Massimo Campigli, Ping pong, olio su tela, 1951.
Massimo Campigli, Ping pong, olio su tela, 1951.

Trame fitte legano e, allo stesso tempo, separano le donne di Massimo Campigli. Inserite in spazi geometrici estremamente razionali che vorrebbero dar ordine a tutto ciò che sfugge al controllo volontario dell’artista, le sue prigioniere vivono in una dimensione onirica di tranquillità beata: vanno a teatro, si dedicano alla toeletta, riscoprono l’antico gioco del diabolo, cuciono, chiacchierano ma mai si allontanano.

Regali, fragili e preziose sono principesse votate alla schiavitù, sono destinate a divertimenti solitari, a popolare palazzi da sogno, conventi in cui ognuna detiene la propria cella.

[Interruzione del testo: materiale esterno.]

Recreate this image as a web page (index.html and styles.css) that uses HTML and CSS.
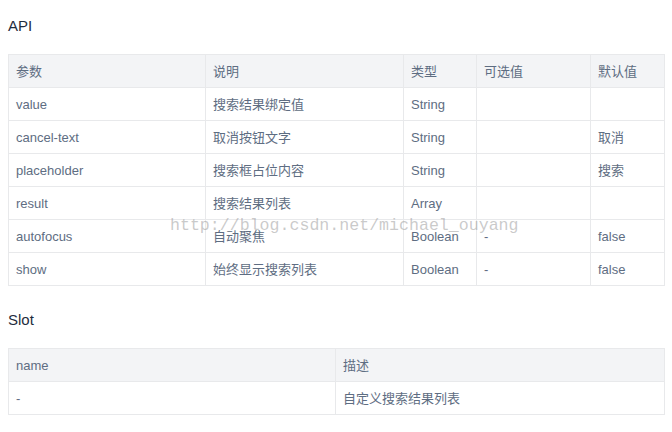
FILE: index.html
```html
<!DOCTYPE html>
<html lang="zh">
<head>
<meta charset="utf-8">
<link rel="stylesheet" href="styles.css">
</head>
<body>
<div class="page">
  <h3 class="title title-api">API</h3>
  <table class="tbl tbl-api">
    <colgroup>
      <col class="c1"><col class="c2"><col class="c3"><col class="c4"><col class="c5">
    </colgroup>
    <thead>
      <tr><th>参数</th><th>说明</th><th>类型</th><th>可选值</th><th>默认值</th></tr>
    </thead>
    <tbody>
      <tr><td>value</td><td>搜索结果绑定值</td><td>String</td><td></td><td></td></tr>
      <tr><td>cancel-text</td><td>取消按钮文字</td><td>String</td><td></td><td>取消</td></tr>
      <tr><td>placeholder</td><td>搜索框占位内容</td><td>String</td><td></td><td>搜索</td></tr>
      <tr><td>result</td><td>搜索结果列表</td><td>Array</td><td></td><td></td></tr>
      <tr><td>autofocus</td><td>自动聚焦</td><td>Boolean</td><td>-</td><td>false</td></tr>
      <tr><td>show</td><td>始终显示搜索列表</td><td>Boolean</td><td>-</td><td>false</td></tr>
    </tbody>
  </table>
  <h3 class="title title-slot">Slot</h3>
  <table class="tbl tbl-slot">
    <colgroup><col class="s1"><col class="s2"></colgroup>
    <thead><tr><th>name</th><th>描述</th></tr></thead>
    <tbody><tr><td>-</td><td>自定义搜索结果列表</td></tr></tbody>
  </table>
  <div class="watermark">http://blog.csdn.net/michael_ouyang</div>
</div>
</body>
</html>
```
FILE: styles.css
```css
html, body {
  margin: 0;
  padding: 0;
  background: #fff;
}
.page {
  position: relative;
  padding: 0 8px;
  font-family: "Liberation Sans", Arial, "Noto Sans CJK SC", sans-serif;
  color: #5e6d82;
}
.title {
  margin: 0;
  font-weight: normal;
  font-size: 15px;
  color: #1f2d3d;
  line-height: 18px;
}
.title-api {
  padding-top: 17px;
  padding-bottom: 19px;
}
.title-slot {
  padding-top: 25px;
  padding-bottom: 19px;
}
.tbl {
  width: 656px;
  border-collapse: collapse;
  table-layout: fixed;
  font-size: 13px;
}
.tbl th, .tbl td {
  border: 1px solid #e8e9eb;
  padding: 1px 7px 0;
  line-height: 31px;
  text-align: left;
  font-weight: normal;
  color: #5e6d82;
  white-space: nowrap;
}
.tbl th {
  background: #f3f4f6;
}
.c1 { width: 197px; }
.c2 { width: 198px; }
.c3 { width: 73px; }
.c4 { width: 114px; }
.c5 { width: 74px; }
.s1 { width: 327px; }
.s2 { width: 329px; }
.watermark {
  position: absolute;
  left: 170px;
  top: 216px;
  font-family: "Liberation Mono", "DejaVu Sans Mono", monospace;
  font-size: 16.6px;
  color: rgba(150, 150, 150, 0.5);
  pointer-events: none;
  white-space: nowrap;
}
```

Campigli, spinto da moti contrastanti di gelosia e protezione, tende una vera e propria trappola alle sue dame: le distanzia dai pericoli del mondo tramite balaustre, le ripone sotto le teche dei suoi musei personali, le incornicia in nicchie, che permettono di vederle, mai di sfiorarle. Donandogli collane, anelli e orecchini, le incatena a sé per sempre.